En décidant, le 5 juin 2025, de suspendre « jusqu’à nouvel ordre » la délivrance de visas aux ressortissants des États-Unis, le président tchadien Mahamat Idriss Déby Itno a choisi la voie de la réciprocité pure et simple face à la mesure américaine qui place son pays parmi douze nations désormais interdites d’entrée sur le territoire américain.
Une décision de réciprocité inattendue
« Le Tchad n’a peut-être pas d’avions à offrir ni de milliards à donner, mais il a sa dignité », a écrit le chef de l’État sur son compte officiel, reprenant un axiome diplomatique hérité de sa défunte alliance avec Ndjamena-Washington. L’annonce, relayée par plusieurs médias canadiens et américains, marque la première riposte formelle d’un État africain à la nouvelle travel ban promulguée par Donald Trump.

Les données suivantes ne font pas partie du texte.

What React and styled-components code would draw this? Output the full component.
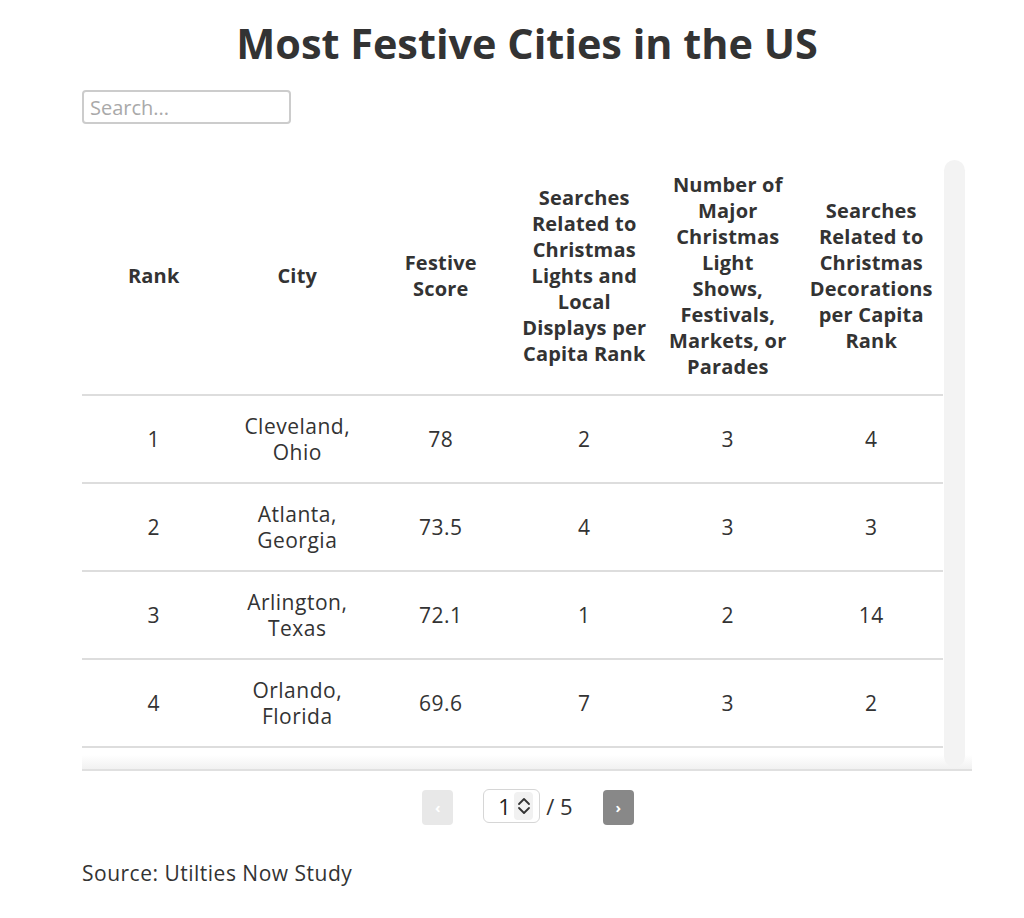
import React, { useState } from "react";
import styled, { createGlobalStyle } from "styled-components";

const GlobalStyle = createGlobalStyle`
  html, body {
    margin: 0;
    padding: 0;
    background: #ffffff;
  }
  body {
    font-family: "Open Sans", "Noto Sans", sans-serif;
    color: #333333;
  }
`;

const headers = [
  ["Rank"],
  ["City"],
  ["Festive", "Score"],
  ["Searches", "Related to", "Christmas", "Lights and", "Local", "Displays per", "Capita Rank"],
  ["Number of", "Major", "Christmas", "Light", "Shows,", "Festivals,", "Markets, or", "Parades"],
  ["Searches", "Related to", "Christmas", "Decorations", "per Capita", "Rank"],
];

// first page of the study; the fifth row sits under the fade at the bottom
const rows = [
  [1, "Cleveland, Ohio", "78", 2, 3, 4],
  [2, "Atlanta, Georgia", "73.5", 4, 3, 3],
  [3, "Arlington, Texas", "72.1", 1, 2, 14],
  [4, "Orlando, Florida", "69.6", 7, 3, 2],
  [5, "Minneapolis, Minnesota", "68.9", 3, 2, 8],
];

const Page = styled.div`
  width: 890px;
  margin-left: 82px;
  padding-bottom: 30px;
`;

const Title = styled.h1`
  margin: 16px 0 0;
  font-size: 41.4px;
  line-height: 54px;
  font-weight: 700;
  text-align: center;
  color: #333333;
`;

const Search = styled.input`
  display: block;
  box-sizing: border-box;
  margin-top: 20px;
  width: 209px;
  height: 34px;
  padding: 0 6px;
  border: 2px solid #cccccc;
  border-radius: 4px;
  font-family: "Open Sans", sans-serif;
  font-size: 20px;
  color: #333333;
  outline: none;
  &::placeholder {
    color: #a9a9a9;
  }
`;

const TableFrame = styled.div`
  position: relative;
  display: flex;
  margin-top: 36px;
  height: 611px;
`;

const Scroller = styled.div`
  flex: 0 0 861px;
  height: 100%;
  overflow-y: auto;
  scrollbar-width: none;
  &::-webkit-scrollbar {
    display: none;
  }
`;

const ScrollTrack = styled.div`
  position: relative;
  z-index: 1;
  width: 21px;
  margin: 0 7px 4px 1px;
  background: #f3f3f3;
  border-radius: 11px;
`;

const Fade = styled.div`
  position: absolute;
  left: 0;
  right: 0;
  bottom: 0;
  height: 14px;
  background: linear-gradient(to bottom, rgba(255, 255, 255, 0.7), #f1f1f1);
  border-bottom: 2px solid #e0e0e0;
  pointer-events: none;
`;

const Table = styled.table`
  width: 861px;
  table-layout: fixed;
  border-collapse: collapse;
`;

const HeadCell = styled.th`
  padding: 12px 4px 14px;
  font-size: 20px;
  line-height: 26px;
  font-weight: 700;
  letter-spacing: 0.2px;
  color: #333333;
  text-align: center;
  vertical-align: middle;
  border-bottom: 2px solid #dddddd;
  white-space: nowrap;
`;

const Cell = styled.td`
  padding: 17px 10px;
  font-size: 21px;
  line-height: 26px;
  letter-spacing: 0.5px;
  color: #333333;
  text-align: center;
  vertical-align: middle;
  border-bottom: 2px solid #dddddd;
`;

const Pager = styled.div`
  display: flex;
  align-items: center;
  justify-content: center;
  margin-top: 17px;
  height: 36px;
  padding-left: 2px;
`;

const PageButton = styled.button`
  width: 31px;
  height: 35px;
  border: none;
  border-radius: 4px;
  background: ${(p) => (p.$active ? "#888888" : "#e8e8e8")};
  color: #ffffff;
  font-family: "Open Sans", sans-serif;
  font-size: 15px;
  font-weight: 700;
  line-height: 35px;
  padding: 0;
  margin-top: 2px;
`;

const PageBox = styled.div`
  display: flex;
  align-items: center;
  box-sizing: border-box;
  width: 57px;
  height: 34px;
  margin: 0 6px 0 30px;
  padding: 0 6px 0 14px;
  border: 1px solid #d6d6d6;
  border-radius: 6px;
  font-size: 22px;
  color: #222222;
`;

const Spinner = styled.div`
  display: flex;
  flex-direction: column;
  align-items: center;
  justify-content: center;
  width: 21px;
  height: 28px;
  margin-left: 3px;
  background: #f1f1f1;
  border-radius: 4px;
`;

const PageTotal = styled.span`
  font-size: 22px;
  color: #333333;
  margin-right: 30px;
`;

const Source = styled.p`
  margin: 35px 0 0;
  font-size: 21px;
  line-height: 28px;
  letter-spacing: 0.5px;
  color: #333333;
`;

const Chevron = ({ up }) => (
  <svg width="14" height="10" viewBox="0 0 14 10" fill="none">
    <path
      d={up ? "M2 8 L7 3 L12 8" : "M2 2 L7 7 L12 2"}
      stroke="#333"
      strokeWidth="1.8"
      strokeLinecap="round"
      strokeLinejoin="round"
    />
  </svg>
);

export default function App() {
  const [query, setQuery] = useState("");
  const shown = rows.filter((r) =>
    r[1].toLowerCase().includes(query.toLowerCase())
  );

  return (
    <Page>
      <GlobalStyle />
      <Title>Most Festive Cities in the US</Title>
      <Search
        placeholder="Search..."
        value={query}
        onChange={(e) => setQuery(e.target.value)}
      />
      <TableFrame>
        <Scroller>
          <Table>
            <thead>
              <tr>
                {headers.map((lines, i) => (
                  <HeadCell key={i}>
                    {lines.map((l, j) => (
                      <div key={j}>{l}</div>
                    ))}
                  </HeadCell>
                ))}
              </tr>
            </thead>
            <tbody>
              {shown.map((r) => (
                <tr key={r[0]}>
                  {r.map((v, i) => (
                    <Cell key={i}>{v}</Cell>
                  ))}
                </tr>
              ))}
            </tbody>
          </Table>
        </Scroller>
        <ScrollTrack />
        <Fade />
      </TableFrame>
      <Pager>
        <PageButton>‹</PageButton>
        <PageBox>
          1
          <Spinner>
            <Chevron up />
            <Chevron />
          </Spinner>
        </PageBox>
        <PageTotal>/ 5</PageTotal>
        <PageButton $active>›</PageButton>
      </Pager>
      <Source>Source: Utilties Now Study</Source>
    </Page>
  );
}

La doctrine sécuritaire américaine sous le feu des critiques
Promulguée par proclamation présidentielle le 4 juin, la mesure américaine invoque des « taux de dépassement de visa inacceptables » — 49,54 % pour les visas B1/B2 tchadiens selon le Fiscal Year 2023 Overstay Report cité dans le texte officiel (Maison Blanche, 4 juin 2025). Elle prétend également répondre à la menace terroriste après l’attentat de Boulder, Colorado. Pourtant, des analystes comme Stephen Vladeck (Université Georgetown) soulignent que le texte, plus ciselé juridiquement qu’en 2017, n’en demeure pas moins vulnérable sur le plan des droits fondamentaux.
L’Union africaine hausse le ton
Quatre-vingt-huit heures après la proclamation américaine, la Commission de l’Union africaine (UA) a publié un communiqué appelant Washington à « une approche plus consultative » et alertant sur l’impact négatif pour les échanges académiques et commerciaux méticuleusement tissés depuis la fin de la Guerre froide (UA, 5 juin 2025). L’UA rappelle que sept des douze pays visés — Tchad, République du Congo, Guinée équatoriale, Érythrée, Libye, Somalie et Soudan — sont africains, ce qui confère à la décision américaine une portée symbolique considérable au sud du Sahara.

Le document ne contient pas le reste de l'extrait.